Giulio Gasperini
AOSTA – È stata la raccolta poetica più venduta in Danimarca. Accanto ai nomi di Karen Blixen, di Søren Kierkegaard, di Hans Christian Andersen, Yahya Hassan ha imposto anche il suo, che campeggia deciso, bianco su fondo nero, sulla copertina della sua silloge (Rizzoli, 2014); che non ha titolo, tranne, appunto, il suo nome. Yahya Hassan è un palestinese, classe 1995, apolide. Il suo passaporto, adesso, è danese. Ma la sua storia è quella di un ragazzo in cerca di un’identità. Una ricerca feroce e tremenda, che lo ha portato in tante comunità adolescenti (“E quanti tutti sono stati picchiati e mandati nelle stanze / si beve il caffè”), separato dai genitori e dai fratelli, in una ribellione continua a una cultura di origine che oramai era lontana e a una cultura di arrivo che lo rifiutava e non lo accettava: “A scuola non si può parlare in arabo / a casa non si può parlare danese”.
Violando qualsiasi regola della netiquette, le poesie di Yahya sono tutti scritte in maiuscolo, quasi fossero gridate dalle pagine bianche. E quello di Yahya Hassan è proprio un grido, feroce, furioso: è una protesta indocile, cruda. L’umanità viene scarnificata, ridotta all’essenziale; e l’essenziale è violenza, spesso gratuita ma in ogni caso pare imprescindibile, irrimediabile. Yahya non si fa problemi nel raccontare aspetti cruenti e mortificanti: tra le righe è però evidente il disagio, il rischio dell’annichilimento, l’ostilità verso un modo precostituito e completamente attrezzato nel difendersi contro un nemico inesistente. Il conflitto con il padre (“Cinque figli in fila e il padre con la mazza”), l’ostilità verso una nuova madre con nuovi fratelli e sorelle (“Ma sua moglie dice / che non devo toccare i suoi figli”), diventa ben presto exemplum di un’ostilità rivolta all’autorità, che comanda e bastone, che impone e obbliga, piuttosto che cercare di comprendere ed armonizzare: “Altri educatori / spaccano il vetro e mi danno una ripassata”.

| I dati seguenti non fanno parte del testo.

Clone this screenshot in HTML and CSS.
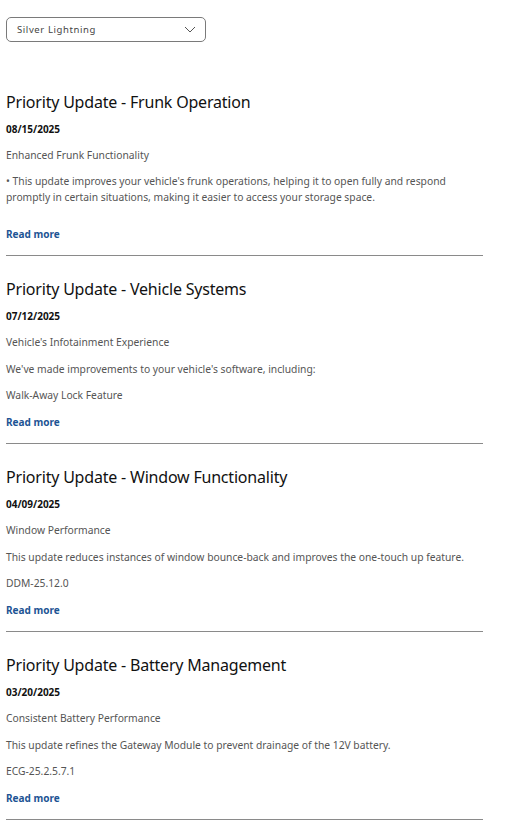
FILE: index.html
```html
<!DOCTYPE html>
<html lang="en">
<head>
<meta charset="utf-8">
<title>Updates</title>
<link rel="stylesheet" href="styles.css">
</head>
<body>
<div class="page">
  <div class="select">
    <span class="select-label">Silver Lightning</span>
    <svg class="chev" width="12" height="7" viewBox="0 0 12 7"><path d="M1 1 L6 6 L11 1" fill="none" stroke="#555" stroke-width="1"/></svg>
  </div>

  <section class="update">
    <h2 class="title">Priority Update - Frunk Operation</h2>
    <div class="date">08/15/2025</div>
    <p class="sub">Enhanced Frunk Functionality</p>
    <p class="body bullet">• This update improves your vehicle's frunk operations, helping it to open fully and respond promptly in certain situations, making it easier to access your storage space.</p>
    <a class="more" href="#">Read more</a>
  </section>

  <section class="update">
    <h2 class="title">Priority Update - Vehicle Systems</h2>
    <div class="date">07/12/2025</div>
    <p class="sub">Vehicle's Infotainment Experience</p>
    <p class="body">We've made improvements to your vehicle's software, including:</p>
    <p class="body">Walk-Away Lock Feature</p>
    <a class="more" href="#">Read more</a>
  </section>

  <section class="update">
    <h2 class="title">Priority Update - Window Functionality</h2>
    <div class="date">04/09/2025</div>
    <p class="sub">Window Performance</p>
    <p class="body">This update reduces instances of window bounce-back and improves the one-touch up feature.</p>
    <p class="body">DDM-25.12.0</p>
    <a class="more" href="#">Read more</a>
  </section>

  <section class="update">
    <h2 class="title">Priority Update - Battery Management</h2>
    <div class="date">03/20/2025</div>
    <p class="sub">Consistent Battery Performance</p>
    <p class="body">This update refines the Gateway Module to prevent drainage of the 12V battery.</p>
    <p class="body">ECG-25.2.5.7.1</p>
    <a class="more" href="#">Read more</a>
  </section>
</div>
</body>
</html>
```
FILE: styles.css
```css
html, body {
  margin: 0;
  padding: 0;
  background: #fff;
}
body {
  font-family: "Noto Sans", "Open Sans", sans-serif;
  color: #222;
}
.page {
  width: 477px;
  padding: 17px 0 0 6px;
}
.select {
  box-sizing: border-box;
  width: 200px;
  height: 25px;
  border: 1px solid #7a7a7a;
  border-radius: 5px;
  display: flex;
  align-items: center;
  justify-content: space-between;
  padding: 0 9px 0 10px;
  margin-bottom: 48px;
}
.select-label {
  font-size: 9.5px;
  letter-spacing: 0.6px;
  color: #444;
}
.chev { display: block; }
.update {
  display: flex;
  flex-direction: column;
  align-items: flex-start;
  border-bottom: 1px solid #8a8a8a;
  padding: 0 0 14px;
  margin-bottom: 21px;
}
.title {
  margin: 0;
  font-size: 16px;
  letter-spacing: -0.2px;
  font-weight: 400;
  line-height: 24px;
  color: #111;
}
.date {
  margin-top: 8px;
  font-size: 10px;
  font-weight: 700;
  line-height: 14px;
  color: #111;
}
.sub {
  margin: 11px 0 0;
  font-size: 10.3px;
  line-height: 16px;
  color: #555;
}
.body {
  margin: 10.5px 0 0;
  font-size: 10.3px;
  line-height: 16px;
  color: #555;
}
.body.bullet { margin-top: 10px; }
.more {
  margin-top: 12px;
  font-size: 10px;
  font-weight: 700;
  line-height: 14px;
  color: #1d5494;
  text-decoration: none;
}
.body.bullet + .more { margin-top: 22px; }
```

La lucidità di questo diciannovenne è incredibile, sbalorditiva: “E tu dici che vorresti / non fossimo mai nati”. Meglio di qualsiasi trattato di sociologia o antropologia riesce a coinvolgere il lettore, a trascinarlo in una serie di teorizzazioni (sotto forma di poesia, ovviamente) che riguardano la nostra epoca, i nostri nuovi anni Dieci. L’integrazione fallita, il rifiuto di un modello di meticciato, l’inesistente disponibilità all’accoglienza: “È così che si muove il traffico / fatto in un autobus fermo al rosso al Digterparken / un gruppo di negri scende a Søren Frichs Vej / oltre il ponte – un altro ghetto”; e, di conseguenza, il riaffermarsi di modelli autocratici e razzisti, l’incapacità di gestire l’alterità (“Lo psichiatra controlla a tutti la testa e il culo / e le bocche vengono riempite di psicofarmaci”), l’individuazione di un capro espiatorio che sia “l’altro”, il “diverso”, la minoranza debole e scarsamente difendibile: “13 anni e ricercato salgo su un treno per la Danimarca”.

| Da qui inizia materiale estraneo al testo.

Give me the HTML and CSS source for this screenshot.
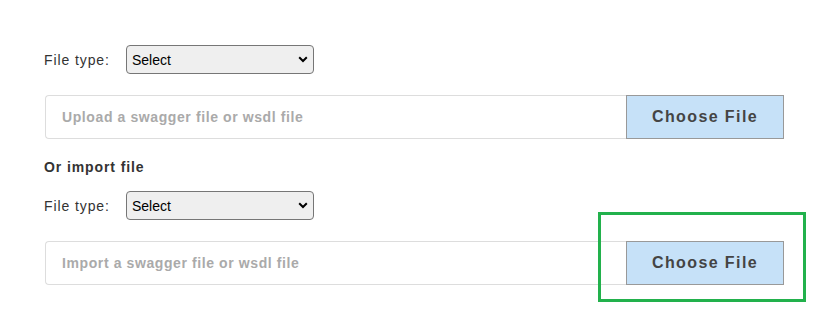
FILE: index.html
```html
<!DOCTYPE html>
<html lang="en">
<head>
  <meta charset="UTF-8">
  <meta name="viewport" content="width=device-width, initial-scale=1.0">
  <title>Import API</title>
  <link rel="stylesheet" href="styles.css">
</head>
<body>

  <div class="page">
    <div class="field-row">
      <label for="uploadType">File type:</label>
      <select id="uploadType" class="type-select">
        <option>Select</option>
        <option>Swagger</option>
        <option>WSDL</option>
      </select>
    </div>

    <div class="upload-group">
      <div class="upload-text">Upload a swagger file or wsdl file</div>
      <button class="choose-btn">Choose File</button>
    </div>

    <h4 class="section-title">Or import file</h4>

    <div class="field-row">
      <label for="importType">File type:</label>
      <select id="importType" class="type-select">
        <option>Select</option>
        <option>Swagger</option>
        <option>WSDL</option>
      </select>
    </div>

    <div class="upload-group">
      <div class="upload-text">Import a swagger file or wsdl file</div>
      <button class="choose-btn">Choose File</button>
      <div class="highlight"></div>
    </div>
  </div>

</body>
</html>
```

FILE: styles.css
```css
/* General Styles */
* {
  margin: 0;
  padding: 0;
  box-sizing: border-box;
}

body {
  font-family: 'Liberation Sans', Arial, sans-serif;
  background-color: #ffffff;
  color: #333333;
}

.page {
  width: 784px;
  min-height: 323px;
  padding: 45px 0 0 44px;
}

.field-row {
  display: flex;
  align-items: center;
  height: 29px;
}

.field-row label {
  width: 82px;
  font-size: 14px;
  letter-spacing: 0.9px;
  color: #333333;
}

.type-select {
  -webkit-appearance: none;
  appearance: none;
  width: 188px;
  height: 29px;
  padding: 0 24px 0 5px;
  font-family: 'Liberation Sans', Arial, sans-serif;
  font-size: 14px;
  color: #000000;
  background-color: #efefef;
  background-image: url("data:image/svg+xml;utf8,<svg xmlns='http://www.w3.org/2000/svg' width='10' height='7' viewBox='0 0 10 7'><path d='M1.2 1.3 L5 5 L8.8 1.3' fill='none' stroke='black' stroke-width='2'/></svg>");
  background-repeat: no-repeat;
  background-position: right 5px center;
  border: 1px solid #767676;
  border-radius: 4px;
}

.upload-group {
  position: relative;
  display: flex;
  height: 44px;
  margin: 21px 0 0 1px;
}

.upload-text {
  flex: 1;
  display: flex;
  align-items: center;
  padding-left: 16px;
  font-size: 14px;
  font-weight: bold;
  letter-spacing: 0.6px;
  color: #aaaaaa;
  border: 1px solid #dddddd;
  border-right: none;
  border-radius: 4px 0 0 4px;
}

.choose-btn {
  width: 158px;
  font-family: 'Liberation Sans', Arial, sans-serif;
  font-size: 16px;
  font-weight: bold;
  letter-spacing: 1.4px;
  color: #444444;
  background-color: #c6e1f8;
  border: 1px solid #999999;
  cursor: pointer;
}

.section-title {
  margin: 21px 0 16px;
  font-size: 14px;
  line-height: 15px;
  letter-spacing: 0.9px;
  color: #333333;
}

/* annotation box round the second button */
.highlight {
  position: absolute;
  left: 553px;
  top: -29px;
  width: 208px;
  height: 90px;
  border: 3px solid #22b14c;
  pointer-events: none;
}
```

Spesso, però, come si evince da queste poesie, è la stessa minoranza che non può fare a meno di sentirsi tale: circondata dall’odio, dal disagio dell’incontro, dall’ostilità più o meno aperta rischia di diventare referente di (e a) sé stessa. E di nuovo si richiude in forme ancora più crudeli di esclusione e precarietà: “Sono sonno senza sogni / come una spia in isolamento volontario”.